___ Data shown

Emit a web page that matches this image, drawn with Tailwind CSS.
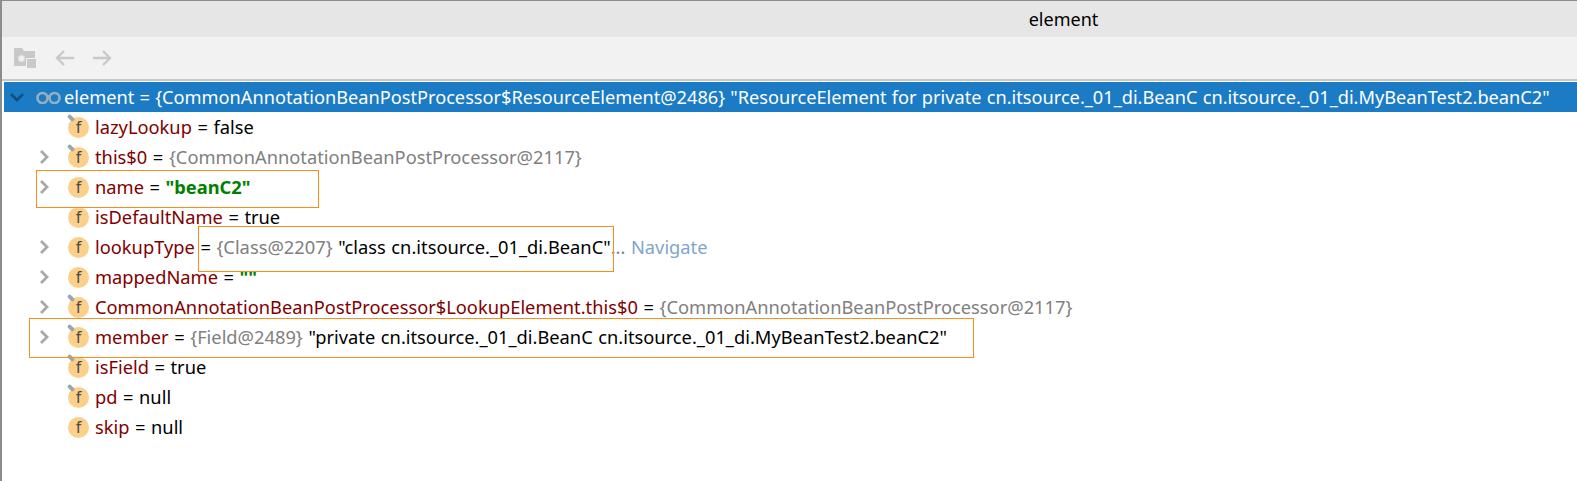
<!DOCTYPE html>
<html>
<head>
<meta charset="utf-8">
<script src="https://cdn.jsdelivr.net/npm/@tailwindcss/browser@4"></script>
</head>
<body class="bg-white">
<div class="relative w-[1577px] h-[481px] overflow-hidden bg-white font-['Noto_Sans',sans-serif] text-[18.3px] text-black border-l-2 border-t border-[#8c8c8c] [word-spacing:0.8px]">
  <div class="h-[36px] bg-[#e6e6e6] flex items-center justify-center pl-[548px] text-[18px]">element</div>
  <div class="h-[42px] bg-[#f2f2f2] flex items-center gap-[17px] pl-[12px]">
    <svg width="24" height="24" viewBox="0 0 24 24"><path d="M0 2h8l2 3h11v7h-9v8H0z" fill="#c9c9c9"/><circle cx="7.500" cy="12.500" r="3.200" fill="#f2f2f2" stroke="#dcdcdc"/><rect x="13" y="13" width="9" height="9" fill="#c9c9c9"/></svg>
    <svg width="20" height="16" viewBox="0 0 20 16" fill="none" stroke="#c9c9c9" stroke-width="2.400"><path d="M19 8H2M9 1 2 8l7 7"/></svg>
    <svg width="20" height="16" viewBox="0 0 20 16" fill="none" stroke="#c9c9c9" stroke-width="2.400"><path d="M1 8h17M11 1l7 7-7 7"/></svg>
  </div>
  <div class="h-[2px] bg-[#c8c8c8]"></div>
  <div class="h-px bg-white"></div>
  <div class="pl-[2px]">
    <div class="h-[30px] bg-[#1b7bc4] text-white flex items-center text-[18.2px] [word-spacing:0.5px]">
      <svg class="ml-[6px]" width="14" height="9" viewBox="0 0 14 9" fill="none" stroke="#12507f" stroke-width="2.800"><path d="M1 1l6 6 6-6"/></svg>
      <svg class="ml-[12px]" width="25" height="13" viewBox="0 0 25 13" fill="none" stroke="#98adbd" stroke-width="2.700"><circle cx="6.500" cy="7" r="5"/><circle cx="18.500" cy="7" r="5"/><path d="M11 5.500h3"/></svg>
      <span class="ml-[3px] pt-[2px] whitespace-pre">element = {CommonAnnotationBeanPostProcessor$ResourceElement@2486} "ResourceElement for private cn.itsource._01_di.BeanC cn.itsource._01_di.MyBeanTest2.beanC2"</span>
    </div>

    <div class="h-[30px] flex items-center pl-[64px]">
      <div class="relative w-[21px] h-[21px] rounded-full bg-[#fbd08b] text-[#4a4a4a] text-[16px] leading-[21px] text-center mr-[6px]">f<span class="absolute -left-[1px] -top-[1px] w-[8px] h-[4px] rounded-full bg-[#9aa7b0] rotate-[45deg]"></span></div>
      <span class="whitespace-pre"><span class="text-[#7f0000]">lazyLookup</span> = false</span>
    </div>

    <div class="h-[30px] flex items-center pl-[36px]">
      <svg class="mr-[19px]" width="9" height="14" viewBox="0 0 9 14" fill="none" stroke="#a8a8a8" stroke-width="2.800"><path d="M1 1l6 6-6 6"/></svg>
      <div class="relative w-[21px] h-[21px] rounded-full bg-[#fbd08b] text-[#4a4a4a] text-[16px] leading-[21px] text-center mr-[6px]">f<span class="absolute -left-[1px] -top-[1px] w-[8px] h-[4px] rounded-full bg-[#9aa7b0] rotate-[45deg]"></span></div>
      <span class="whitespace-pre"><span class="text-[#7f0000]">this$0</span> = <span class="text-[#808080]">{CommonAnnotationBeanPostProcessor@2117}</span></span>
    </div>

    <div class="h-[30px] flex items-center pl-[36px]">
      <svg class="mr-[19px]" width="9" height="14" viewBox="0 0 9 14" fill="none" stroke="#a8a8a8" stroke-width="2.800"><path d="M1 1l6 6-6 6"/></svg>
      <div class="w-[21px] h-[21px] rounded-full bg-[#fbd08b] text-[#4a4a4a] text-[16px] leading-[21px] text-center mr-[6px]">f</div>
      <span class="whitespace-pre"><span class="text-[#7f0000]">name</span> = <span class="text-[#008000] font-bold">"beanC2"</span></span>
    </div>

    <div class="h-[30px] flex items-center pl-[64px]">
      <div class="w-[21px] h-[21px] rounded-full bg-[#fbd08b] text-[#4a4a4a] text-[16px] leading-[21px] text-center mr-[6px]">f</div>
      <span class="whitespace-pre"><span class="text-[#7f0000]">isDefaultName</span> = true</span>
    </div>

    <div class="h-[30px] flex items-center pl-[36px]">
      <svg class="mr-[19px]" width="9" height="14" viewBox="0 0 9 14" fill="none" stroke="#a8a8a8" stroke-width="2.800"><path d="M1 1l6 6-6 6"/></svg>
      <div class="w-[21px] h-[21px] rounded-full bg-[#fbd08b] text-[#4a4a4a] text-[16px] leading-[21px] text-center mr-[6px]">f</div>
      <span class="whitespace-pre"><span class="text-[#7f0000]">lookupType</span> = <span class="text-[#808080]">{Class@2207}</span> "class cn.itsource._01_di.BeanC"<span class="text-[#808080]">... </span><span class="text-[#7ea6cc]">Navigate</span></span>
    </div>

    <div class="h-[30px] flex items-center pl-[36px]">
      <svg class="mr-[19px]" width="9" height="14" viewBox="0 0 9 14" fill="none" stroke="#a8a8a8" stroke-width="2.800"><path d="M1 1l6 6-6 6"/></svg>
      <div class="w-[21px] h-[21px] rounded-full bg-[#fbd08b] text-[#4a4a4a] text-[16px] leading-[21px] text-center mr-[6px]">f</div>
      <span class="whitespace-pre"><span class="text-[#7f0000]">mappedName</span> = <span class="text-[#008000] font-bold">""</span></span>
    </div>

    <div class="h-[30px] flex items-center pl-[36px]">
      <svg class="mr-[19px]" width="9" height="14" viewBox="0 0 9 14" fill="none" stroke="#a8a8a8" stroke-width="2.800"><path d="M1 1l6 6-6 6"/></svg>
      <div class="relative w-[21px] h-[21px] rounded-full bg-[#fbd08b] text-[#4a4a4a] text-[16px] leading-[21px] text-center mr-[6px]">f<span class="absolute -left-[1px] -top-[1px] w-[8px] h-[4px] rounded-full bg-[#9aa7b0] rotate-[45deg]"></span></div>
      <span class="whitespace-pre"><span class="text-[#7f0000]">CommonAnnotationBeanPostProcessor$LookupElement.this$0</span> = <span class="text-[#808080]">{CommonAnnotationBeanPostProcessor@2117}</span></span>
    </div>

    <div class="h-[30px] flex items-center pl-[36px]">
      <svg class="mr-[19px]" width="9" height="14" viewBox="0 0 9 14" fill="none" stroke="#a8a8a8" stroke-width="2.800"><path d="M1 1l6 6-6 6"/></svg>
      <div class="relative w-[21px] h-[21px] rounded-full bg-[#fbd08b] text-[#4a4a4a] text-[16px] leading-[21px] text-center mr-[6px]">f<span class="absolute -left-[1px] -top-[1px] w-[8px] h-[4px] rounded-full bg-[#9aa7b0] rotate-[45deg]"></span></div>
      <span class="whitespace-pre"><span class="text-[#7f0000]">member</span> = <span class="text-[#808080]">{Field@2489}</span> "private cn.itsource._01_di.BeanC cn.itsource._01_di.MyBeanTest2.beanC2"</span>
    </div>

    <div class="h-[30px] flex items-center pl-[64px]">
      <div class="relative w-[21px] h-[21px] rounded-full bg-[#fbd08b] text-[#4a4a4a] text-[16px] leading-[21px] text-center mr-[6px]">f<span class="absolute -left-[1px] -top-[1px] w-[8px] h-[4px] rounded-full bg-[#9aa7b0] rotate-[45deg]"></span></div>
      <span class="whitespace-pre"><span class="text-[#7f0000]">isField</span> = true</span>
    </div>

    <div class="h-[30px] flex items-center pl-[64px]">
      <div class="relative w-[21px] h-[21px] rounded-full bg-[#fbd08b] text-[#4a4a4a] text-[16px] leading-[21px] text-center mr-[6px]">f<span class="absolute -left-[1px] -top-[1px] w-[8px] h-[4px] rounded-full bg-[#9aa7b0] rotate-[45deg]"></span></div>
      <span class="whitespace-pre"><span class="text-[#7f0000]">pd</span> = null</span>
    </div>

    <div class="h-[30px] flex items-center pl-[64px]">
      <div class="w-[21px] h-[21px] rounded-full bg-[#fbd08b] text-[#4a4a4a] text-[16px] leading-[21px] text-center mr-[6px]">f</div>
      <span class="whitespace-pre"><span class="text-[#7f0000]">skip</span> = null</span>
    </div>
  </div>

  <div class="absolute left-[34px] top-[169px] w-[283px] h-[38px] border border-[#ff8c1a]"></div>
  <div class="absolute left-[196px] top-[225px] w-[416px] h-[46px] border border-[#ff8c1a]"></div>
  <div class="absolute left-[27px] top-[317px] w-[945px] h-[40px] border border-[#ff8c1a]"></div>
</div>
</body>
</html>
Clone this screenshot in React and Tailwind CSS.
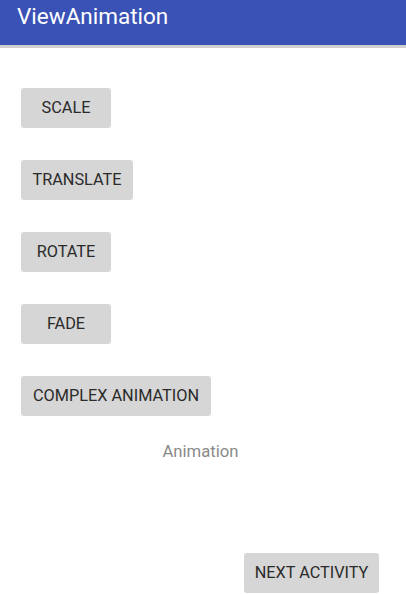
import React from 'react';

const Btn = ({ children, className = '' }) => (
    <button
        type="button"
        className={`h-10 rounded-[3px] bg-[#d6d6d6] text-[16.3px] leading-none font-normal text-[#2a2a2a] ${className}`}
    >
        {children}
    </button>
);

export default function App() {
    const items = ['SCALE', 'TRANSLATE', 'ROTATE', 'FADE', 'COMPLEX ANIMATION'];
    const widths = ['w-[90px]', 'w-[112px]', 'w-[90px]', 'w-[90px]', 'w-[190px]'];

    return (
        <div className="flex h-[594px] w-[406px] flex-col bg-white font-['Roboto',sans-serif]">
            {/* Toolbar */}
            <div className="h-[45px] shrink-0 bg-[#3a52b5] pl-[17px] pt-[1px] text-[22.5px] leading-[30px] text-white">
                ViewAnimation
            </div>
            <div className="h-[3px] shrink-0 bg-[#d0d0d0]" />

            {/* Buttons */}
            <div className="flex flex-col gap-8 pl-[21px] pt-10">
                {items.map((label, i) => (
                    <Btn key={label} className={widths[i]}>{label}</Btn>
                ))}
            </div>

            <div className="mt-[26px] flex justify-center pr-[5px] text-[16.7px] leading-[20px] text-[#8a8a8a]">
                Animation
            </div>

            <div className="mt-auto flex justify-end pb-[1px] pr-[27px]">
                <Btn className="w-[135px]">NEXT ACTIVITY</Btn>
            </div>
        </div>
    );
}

______

▶ Required task
Set down only the lines running from the line with "Clone this screenshot" to the end of the entries, inclusive; omit every picture.

▶ Right answer
Clone this screenshot in React and Tailwind CSS.
import React from 'react';

const Btn = ({ children, className = '' }) => (
    <button
        type="button"
        className={`h-10 rounded-[3px] bg-[#d6d6d6] text-[16.3px] leading-none font-normal text-[#2a2a2a] ${className}`}
    >
        {children}
    </button>
);

export default function App() {
    const items = ['SCALE', 'TRANSLATE', 'ROTATE', 'FADE', 'COMPLEX ANIMATION'];
    const widths = ['w-[90px]', 'w-[112px]', 'w-[90px]', 'w-[90px]', 'w-[190px]'];

    return (
        <div className="flex h-[594px] w-[406px] flex-col bg-white font-['Roboto',sans-serif]">
            {/* Toolbar */}
            <div className="h-[45px] shrink-0 bg-[#3a52b5] pl-[17px] pt-[1px] text-[22.5px] leading-[30px] text-white">
                ViewAnimation
            </div>
            <div className="h-[3px] shrink-0 bg-[#d0d0d0]" />

            {/* Buttons */}
            <div className="flex flex-col gap-8 pl-[21px] pt-10">
                {items.map((label, i) => (
                    <Btn key={label} className={widths[i]}>{label}</Btn>
                ))}
            </div>

            <div className="mt-[26px] flex justify-center pr-[5px] text-[16.7px] leading-[20px] text-[#8a8a8a]">
                Animation
            </div>

            <div className="mt-auto flex justify-end pb-[1px] pr-[27px]">
                <Btn className="w-[135px]">NEXT ACTIVITY</Btn>
            </div>
        </div>
    );
}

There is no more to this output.